▸ **COLLECTED DATA**:
************
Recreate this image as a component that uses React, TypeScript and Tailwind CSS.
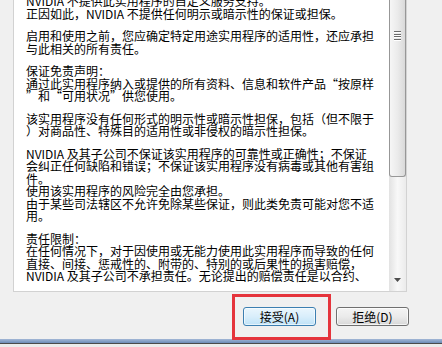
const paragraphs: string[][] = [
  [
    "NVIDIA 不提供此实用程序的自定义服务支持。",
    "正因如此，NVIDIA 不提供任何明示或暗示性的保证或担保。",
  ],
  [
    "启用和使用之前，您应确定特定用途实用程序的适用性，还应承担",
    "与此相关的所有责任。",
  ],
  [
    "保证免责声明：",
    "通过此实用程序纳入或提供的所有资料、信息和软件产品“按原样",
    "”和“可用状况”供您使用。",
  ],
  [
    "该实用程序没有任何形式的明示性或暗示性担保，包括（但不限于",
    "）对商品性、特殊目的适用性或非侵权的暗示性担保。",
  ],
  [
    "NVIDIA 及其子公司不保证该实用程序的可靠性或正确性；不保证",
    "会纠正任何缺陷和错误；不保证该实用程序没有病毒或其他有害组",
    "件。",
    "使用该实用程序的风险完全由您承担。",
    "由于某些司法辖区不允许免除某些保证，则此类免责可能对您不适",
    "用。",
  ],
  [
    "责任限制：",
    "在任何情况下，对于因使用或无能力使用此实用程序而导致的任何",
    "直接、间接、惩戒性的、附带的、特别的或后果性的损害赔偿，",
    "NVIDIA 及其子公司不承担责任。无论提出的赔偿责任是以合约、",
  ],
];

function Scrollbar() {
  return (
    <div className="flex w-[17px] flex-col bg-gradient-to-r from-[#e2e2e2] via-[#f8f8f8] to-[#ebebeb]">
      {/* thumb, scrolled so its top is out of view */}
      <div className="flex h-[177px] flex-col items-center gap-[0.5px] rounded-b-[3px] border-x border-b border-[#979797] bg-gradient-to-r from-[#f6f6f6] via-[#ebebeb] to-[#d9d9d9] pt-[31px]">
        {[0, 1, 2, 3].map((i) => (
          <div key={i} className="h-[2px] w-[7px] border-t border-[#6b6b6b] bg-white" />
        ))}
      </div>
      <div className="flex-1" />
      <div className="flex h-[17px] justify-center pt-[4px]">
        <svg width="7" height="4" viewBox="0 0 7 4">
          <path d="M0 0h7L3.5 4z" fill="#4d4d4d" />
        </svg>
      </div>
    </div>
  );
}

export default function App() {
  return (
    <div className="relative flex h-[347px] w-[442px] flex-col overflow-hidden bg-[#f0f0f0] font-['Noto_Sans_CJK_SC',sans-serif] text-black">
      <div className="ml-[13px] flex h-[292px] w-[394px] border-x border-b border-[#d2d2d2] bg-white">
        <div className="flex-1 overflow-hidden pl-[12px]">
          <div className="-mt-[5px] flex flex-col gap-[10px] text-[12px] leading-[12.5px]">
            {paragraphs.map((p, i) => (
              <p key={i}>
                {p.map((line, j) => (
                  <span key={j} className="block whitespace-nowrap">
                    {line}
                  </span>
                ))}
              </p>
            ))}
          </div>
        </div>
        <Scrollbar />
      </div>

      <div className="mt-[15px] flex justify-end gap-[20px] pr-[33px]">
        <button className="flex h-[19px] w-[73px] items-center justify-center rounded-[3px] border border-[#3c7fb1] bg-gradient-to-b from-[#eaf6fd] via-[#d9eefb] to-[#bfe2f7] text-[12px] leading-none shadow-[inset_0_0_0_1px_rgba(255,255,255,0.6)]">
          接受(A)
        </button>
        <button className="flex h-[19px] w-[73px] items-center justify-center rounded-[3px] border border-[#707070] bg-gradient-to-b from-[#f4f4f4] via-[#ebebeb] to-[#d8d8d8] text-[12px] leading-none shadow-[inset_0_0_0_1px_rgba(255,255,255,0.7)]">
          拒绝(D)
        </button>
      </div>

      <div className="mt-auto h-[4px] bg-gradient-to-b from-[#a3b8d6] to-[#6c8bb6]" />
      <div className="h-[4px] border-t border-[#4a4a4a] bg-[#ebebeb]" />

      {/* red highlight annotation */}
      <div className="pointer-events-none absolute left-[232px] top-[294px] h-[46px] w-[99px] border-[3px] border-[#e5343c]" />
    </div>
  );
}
************
▸ **PROMPT**: Leave the pictures out, and print every line of the listing exactly as written.

▸ **RESULT**:
Recreate this image as a component that uses React, TypeScript and Tailwind CSS.
const paragraphs: string[][] = [
  [
    "NVIDIA 不提供此实用程序的自定义服务支持。",
    "正因如此，NVIDIA 不提供任何明示或暗示性的保证或担保。",
  ],
  [
    "启用和使用之前，您应确定特定用途实用程序的适用性，还应承担",
    "与此相关的所有责任。",
  ],
  [
    "保证免责声明：",
    "通过此实用程序纳入或提供的所有资料、信息和软件产品“按原样",
    "”和“可用状况”供您使用。",
  ],
  [
    "该实用程序没有任何形式的明示性或暗示性担保，包括（但不限于",
    "）对商品性、特殊目的适用性或非侵权的暗示性担保。",
  ],
  [
    "NVIDIA 及其子公司不保证该实用程序的可靠性或正确性；不保证",
    "会纠正任何缺陷和错误；不保证该实用程序没有病毒或其他有害组",
    "件。",
    "使用该实用程序的风险完全由您承担。",
    "由于某些司法辖区不允许免除某些保证，则此类免责可能对您不适",
    "用。",
  ],
  [
    "责任限制：",
    "在任何情况下，对于因使用或无能力使用此实用程序而导致的任何",
    "直接、间接、惩戒性的、附带的、特别的或后果性的损害赔偿，",
    "NVIDIA 及其子公司不承担责任。无论提出的赔偿责任是以合约、",
  ],
];

function Scrollbar() {
  return (
    <div className="flex w-[17px] flex-col bg-gradient-to-r from-[#e2e2e2] via-[#f8f8f8] to-[#ebebeb]">
      {/* thumb, scrolled so its top is out of view */}
      <div className="flex h-[177px] flex-col items-center gap-[0.5px] rounded-b-[3px] border-x border-b border-[#979797] bg-gradient-to-r from-[#f6f6f6] via-[#ebebeb] to-[#d9d9d9] pt-[31px]">
        {[0, 1, 2, 3].map((i) => (
          <div key={i} className="h-[2px] w-[7px] border-t border-[#6b6b6b] bg-white" />
        ))}
      </div>
      <div className="flex-1" />
      <div className="flex h-[17px] justify-center pt-[4px]">
        <svg width="7" height="4" viewBox="0 0 7 4">
          <path d="M0 0h7L3.5 4z" fill="#4d4d4d" />
        </svg>
      </div>
    </div>
  );
}

export default function App() {
  return (
    <div className="relative flex h-[347px] w-[442px] flex-col overflow-hidden bg-[#f0f0f0] font-['Noto_Sans_CJK_SC',sans-serif] text-black">
      <div className="ml-[13px] flex h-[292px] w-[394px] border-x border-b border-[#d2d2d2] bg-white">
        <div className="flex-1 overflow-hidden pl-[12px]">
          <div className="-mt-[5px] flex flex-col gap-[10px] text-[12px] leading-[12.5px]">
            {paragraphs.map((p, i) => (
              <p key={i}>
                {p.map((line, j) => (
                  <span key={j} className="block whitespace-nowrap">
                    {line}
                  </span>
                ))}
              </p>
            ))}
          </div>
        </div>
        <Scrollbar />
      </div>

      <div className="mt-[15px] flex justify-end gap-[20px] pr-[33px]">
        <button className="flex h-[19px] w-[73px] items-center justify-center rounded-[3px] border border-[#3c7fb1] bg-gradient-to-b from-[#eaf6fd] via-[#d9eefb] to-[#bfe2f7] text-[12px] leading-none shadow-[inset_0_0_0_1px_rgba(255,255,255,0.6)]">
          接受(A)
        </button>
        <button className="flex h-[19px] w-[73px] items-center justify-center rounded-[3px] border border-[#707070] bg-gradient-to-b from-[#f4f4f4] via-[#ebebeb] to-[#d8d8d8] text-[12px] leading-none shadow-[inset_0_0_0_1px_rgba(255,255,255,0.7)]">
          拒绝(D)
        </button>
      </div>

      <div className="mt-auto h-[4px] bg-gradient-to-b from-[#a3b8d6] to-[#6c8bb6]" />
      <div className="h-[4px] border-t border-[#4a4a4a] bg-[#ebebeb]" />

      {/* red highlight annotation */}
      <div className="pointer-events-none absolute left-[232px] top-[294px] h-[46px] w-[99px] border-[3px] border-[#e5343c]" />
    </div>
  );
}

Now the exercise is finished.